Adam Boulton spoke of a “synthetic event” and a “sterile environment” for Blair. The Spectator’s Peter Oborne talked of a “pseudo-event for television” and said “the Prime Minister was placed in a bubble and hidden from the electorate”. Nick Robinson wondered if Blair had met a single real member of the electorate during the campaign, isolated as he was, from a potential Sharon Storer. I remember one woman refusing to shake Blair’s hand because he was a “murderer”. I bet there was a top-level meeting to stop that happening again. We all remember his sweaty combat in the bearpit of Question Time but that was part of his widely-publicised “masochism strategy” to win over voters who might feel sorry for him. When I younger we called similar tactics when talking to girls as trying to get a “sympathy shag”.
I wonder if Blair or Brown realised they were meeting “voters” they’d met at other events, some of which were party workers. Did they know they were making small talk with people who had been handpicked because they were telegenic or fitted an ethnic demographic? Would they care? Boulton was generous and described Blair as “above it”. But he was only one level removed, with Alastair Campbell and Alan Milburn “high-fiving” (as the Dispatches undercover reporter witnessed) in the press office.
So where is the culture of respect? It’s clear (again) that New Labour hold the electorate in contempt. They are a variable that the Prime Minsiter should be insulated from at all cost, too frightened or unable to have a real conversation with them. Respect is a virtue expected from disaffected youth and the disenfranchised poor, not for the lofty likes of the Prime Minister and his handlers. The New Labour campaign created a “false reality”. False letters were place in newpapers. False demonstrations were held. Party workers were falsely portrayed as real voters. These were falsehoods. New Labour lied to the electorate in order to try and win their votes.
By now, you’re probably thinking “oh boo hoo, politicians lie, get over it”. But why should we? A shrug of the shoulders and a turn of the page to the story about drunken soap stars is what’s expected of us. Why should we settle for that? Blair is an elected official. A public servant. He seems forget that between elections and we seem to be increasingly willing to let him.
It’s not just about election campaigns either. Charles Clarke’s been caught out this week for creating his universe as he goes along when talking about boiler-suiting offenders. In short, he completely fabricated a pilot programme of youths wearing uniforms doing community service which is to be rolled out across the country. They weren’t youths. They weren’t wearing uniforms. The programme isn’t being rolled out across the country.

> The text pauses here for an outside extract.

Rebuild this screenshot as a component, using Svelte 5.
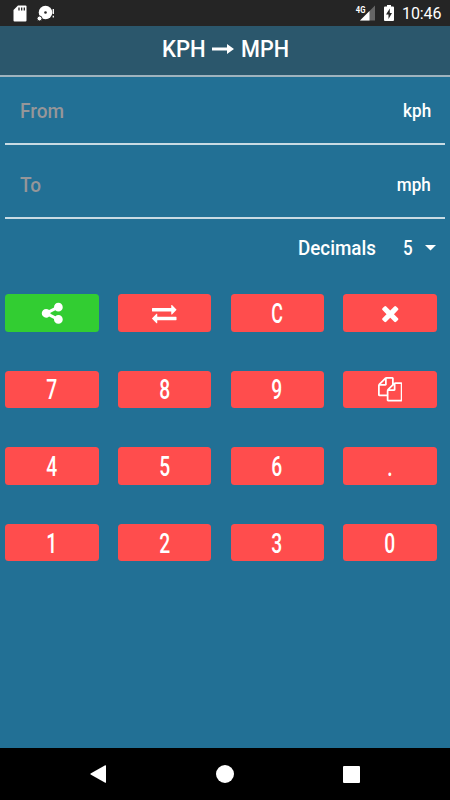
<script lang="ts">
	const icons: Record<string, string> = {
		share: 'M1344 1024q133 0 226.5 93.5t93.5 226.5-93.5 226.5-226.5 93.5-226.5-93.5-93.5-226.5q0-12 2-34l-360-180q-92 86-218 86-133 0-226.5-93.5t-93.5-226.5 93.5-226.5 226.5-93.5q126 0 218 86l360-180q-2-22-2-34 0-133 93.5-226.5t226.5-93.5 226.5 93.5 93.5 226.5-93.5 226.5-226.5 93.5q-126 0-218-86l-360 180q2 22 2 34t-2 34l360 180q92-86 218-86z',
		swap: 'M1792 1184v192q0 13-9.5 22.5t-22.5 9.5h-1376v192q0 13-9.5 22.5t-22.5 9.5q-12 0-24-10l-319-320q-9-9-9-22 0-14 9-23l320-320q9-9 23-9 13 0 22.5 9.5t9.5 22.5v192h1376q13 0 22.5 9.5t9.5 22.5zm0-544q0 14-9 23l-320 320q-9 9-23 9-13 0-22.5-9.5t-9.5-22.5v-192h-1376q-13 0-22.5-9.5t-9.5-22.5v-192q0-13 9.5-22.5t22.5-9.5h1376v-192q0-14 9-23t23-9q12 0 24 10l319 319q9 9 9 23z',
		remove: 'M1490 1322q0 40-28 68l-136 136q-28 28-68 28t-68-28l-294-294-294 294q-28 28-68 28t-68-28l-136-136q-28-28-28-68t28-68l294-294-294-294q-28-28-28-68t28-68l136-136q28-28 68-28t68 28l294 294 294-294q28-28 68-28t68 28l136 136q28 28 28 68t-28 68l-294 294 294 294q28 28 28 68z',
		copy: 'M1696 384q40 0 68 28t28 68v1216q0 40-28 68t-68 28h-960q-40 0-68-28t-28-68v-288h-544q-40 0-68-28t-28-68v-672q0-40 20-88t48-76l408-408q28-28 76-48t88-20h416q40 0 68 28t28 68v328q68-40 128-40h416zm-544 213l-299 299h299v-299zm-640-384l-299 299h299v-299zm196 647l316-316v-416h-384v416q0 40-28 68t-68 28h-416v640h512v-256q0-40 20-88t48-76zm956 804v-1152h-384v416q0 40-28 68t-68 28h-416v640h896z'
	};

	const keys = [
		'share', 'swap', 'C', 'remove',
		'7', '8', '9', 'copy',
		'4', '5', '6', '.',
		'1', '2', '3', '0'
	];
</script>

<div class="screen">
	<div class="status">
		<svg class="sd" width="14" height="17" viewBox="0 0 14 17">
			<path fill="#fff" d="M5 .5h7.5q1 0 1 1v14q0 1-1 1h-11q-1 0-1-1V5z" />
			<path stroke="#252525" stroke-width="1.3" d="M6 2.5v3M8.7 2.5v3M11.3 2.5v3" />
		</svg>
		<svg class="disc" width="18" height="17" viewBox="0 0 18 17">
			<circle cx="8.5" cy="7.5" r="6.8" fill="#fff" />
			<circle cx="8.5" cy="7.5" r="1.3" fill="#252525" />
			<circle cx="2.5" cy="13.5" r="2.5" fill="#fff" stroke="#252525" stroke-width="1" />
			<path stroke="#fff" stroke-width="1.3" d="M16.3 4v5M16.3 10.7v1.7" />
		</svg>
		<div class="right">
			<svg class="signal" width="21" height="17" viewBox="0 0 21 17">
				<path fill="#666" d="M20 .5v15H5z" />
				<path fill="#252525" d="M0 0h11v9H0z" />
				<path fill="#fff" d="M14.5 6v9.5H5z" />
				<text class="net" x="0.8" y="8" textLength="9.6" lengthAdjust="spacingAndGlyphs">4G</text>
			</svg>
			<svg class="battery" width="10" height="16" viewBox="0 0 10 16">
				<path fill="#fff" d="M3 0h4v1.5h2q1 0 1 1V15q0 1-1 1H1q-1 0-1-1V2.5q0-1 1-1h2z" />
				<path fill="#252525" d="M5.8 3.5L2 9.5h2.5V14L8 8H5.8z" />
			</svg>
			<span class="time">10:46</span>
		</div>
	</div>

	<header>
		<span class="word kph">KPH</span>
		<svg width="22" height="10" viewBox="0 0 22 10">
			<path fill="#fff" d="M0 3.6h15V0L22 5l-7 5V6.4H0z" />
		</svg>
		<span class="word mph">MPH</span>
	</header>

	<main>
		<div class="field">
			<span class="label">From</span>
			<span class="unit">kph</span>
		</div>
		<div class="field second">
			<span class="label">To</span>
			<span class="unit">mph</span>
		</div>
		<div class="decimals">
			<span class="dec-label">Decimals</span>
			<span class="dec-value">5</span>
			<svg width="11" height="6" viewBox="0 0 11 6"><path fill="#fff" d="M0 0h11L5.5 5.5z" /></svg>
		</div>
		<div class="keypad">
			{#each keys as key}
				<button class:green={key === 'share'}>
					{#if icons[key]}
						<svg width="24.5" height="24.5" viewBox="0 0 1792 1792">
							<path fill="#fff" d={icons[key]} />
						</svg>
					{:else}
						<span class="digit" class:letter={key === 'C'}>{key}</span>
					{/if}
				</button>
			{/each}
		</div>
	</main>

	<nav>
		<svg width="16" height="18" viewBox="0 0 16 18"><path fill="#fff" d="M16 .8v16.4q0 .8-.8.5L.6 9.6Q0 9 .6 8.4L15.2.3q.8-.3.8.5z" /></svg>
		<svg width="18" height="18" viewBox="0 0 18 18"><circle cx="9" cy="9" r="9" fill="#fff" /></svg>
		<svg width="17" height="17" viewBox="0 0 17 17"><rect width="17" height="17" rx="1" fill="#fff" /></svg>
	</nav>
</div>

<style>
	:global(body) {
		margin: 0;
	}
	.screen {
		width: 450px;
		height: 800px;
		display: flex;
		flex-direction: column;
		overflow: hidden;
		background: #227095;
		color: #fff;
		font-family: Roboto, sans-serif;
	}
	.status {
		box-sizing: border-box;
		height: 26px;
		flex: none;
		display: flex;
		align-items: flex-start;
		padding: 4px 9px 0 13px;
		background: #252525;
	}
	.sd {
		margin-top: 0.5px;
	}
	.disc {
		margin-left: 10px;
		margin-top: 1px;
	}
	.right {
		margin-left: auto;
		display: flex;
		align-items: flex-start;
	}
	.signal {
		margin-top: 1px;
	}
	.net {
		font-size: 9px;
		font-weight: 700;
		fill: #fff;
	}
	.battery {
		margin: 1px 0 0 8px;
	}
	.time {
		margin-left: 8px;
		width: 39px;
		font-size: 16px;
		line-height: 20px;
		letter-spacing: -0.1px;
		white-space: nowrap;
	}
	header {
		box-sizing: border-box;
		height: 51px;
		flex: none;
		display: flex;
		align-items: center;
		padding: 0 0 3px 161.5px;
		background: #2b576c;
		border-bottom: 2px solid #9fb3be;
	}
	.word {
		font-size: 24px;
		font-weight: 500;
		line-height: 28px;
		transform-origin: left center;
	}
	.kph {
		width: 50.5px;
		transform: scaleX(0.92);
	}
	.mph {
		margin-left: 6.5px;
		transform: scaleX(0.9);
	}
	main {
		flex: 1;
		display: flex;
		flex-direction: column;
	}
	.field {
		box-sizing: border-box;
		height: 68px;
		margin: 0 5px;
		padding: 1px 14px 0 15px;
		display: flex;
		align-items: center;
		justify-content: space-between;
		border-bottom: 2px solid #c9dbe4;
		font-size: 20px;
		line-height: 24px;
	}
	.second {
		height: 74px;
		padding-top: 7px;
	}
	.label {
		color: #969699;
		font-weight: 500;
		transform: scaleX(0.95);
		transform-origin: left center;
	}
	.unit {
		font-size: 19px;
		font-weight: 500;
		transform: scaleX(0.9);
		transform-origin: right center;
	}
	.decimals {
		height: 58px;
		margin-bottom: 1px;
		display: flex;
		align-items: center;
		padding-left: 297.5px;
		font-size: 20px;
		font-weight: 500;
		line-height: 24px;
	}
	.dec-label {
		width: 105px;
		transform: scaleX(0.94);
		transform-origin: left center;
	}
	.dec-value {
		width: 22.5px;
		transform: scaleX(0.85);
		transform-origin: left center;
	}
	.keypad {
		display: grid;
		grid-template-columns: repeat(4, 93.4px);
		grid-auto-rows: 37.5px;
		gap: 39.1px 19.2px;
		padding: 16px 0 0 5.4px;
	}
	button {
		display: flex;
		align-items: center;
		justify-content: center;
		padding: 0;
		border: none;
		border-radius: 3.5px;
		background: #ff4d4d;
		color: #fff;
		font-family: inherit;
	}
	button.green {
		background: #32cd32;
	}
	.digit {
		font-size: 27.5px;
		font-weight: 500;
		line-height: 37px;
		padding-top: 1px;
		transform: scaleX(0.7);
	}
	.letter {
		transform: scaleX(0.65);
	}
	nav {
		height: 52px;
		flex: none;
		display: flex;
		align-items: center;
		justify-content: space-between;
		box-sizing: border-box;
		padding: 0 90px;
		background: #000;
	}
</style>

He’s the Home Secretary for Christ’s sake, not some bored factory worker on a Friday afternoon for who “fuck it, that’ll do” is a viable option. Reality – and therefore the truth – is subjective and under the likes of Clarke getting more so all the time. British politics is so thick with alternate realities it’s starting to resemble a Philip K. Dick brainfuck. At this rate, the only way you’ll be able to tell if New Labour are being on the level is by doing the I-Ching.
It goes to the heart of everything. When they next say X thousand children have been lifted out of poverty, you’ll have to tour the country and count them all yourself to be sure. More police on the streets? Not until every single one of them has knocked on my door and said, “hello, hello, hello, what’s all this then”, will I believe it. Your family better off? Only if you see Gordon Brown going door-to-door personally delivering bricks of gold.
This “culture of respect” horseshit we’ve been told to shovel down could end up as being as big an albatross around New Labour’s collective neck as “Back to Basics” was for the Tories in the 1990’s. It’s already getting difficult to supress the giggles. In 1993, John Major announced:
It is time to get back to basics: to self-discipline and respect for the law, to consideration for others, to accepting responsibility for yourself and your family, and not shuffling it off on the state.
Notice the “R” word. No sooner had he uttered these words than the Tory party were revealed as a bunch of blaggers, shaggers and carpetbaggers.
New Labour says it wants to restore respect when its upper echelons are manifestly incapable of showing such a quality themselves. The electorate are cattle to be coralled, controlled and kept at arms length.
Quite clearly we’re expected to believe the public is something to be feared. By Blair, in case they ask him a tricky question whose answer isn’t on his idiot board. By us, because they are a darkly amorphous mass harbouring blank-eyed killers prepared to shank us for shits ‘n’ giggles.
Intelligent robots wouldn’t have to connect us all to a computer-generated fantasy in order to suck our energy – the real world is fantastic enough under New Labour (and I don’t mean in a good way). If it turns out that Tony Blair is really a hologram or was grown in a laboratory vat fifteen years ago by the Bilderberg Group, most of us will say, “I bloody knew it”, before returning to our soaps, incessant rutting and drinking like vikings.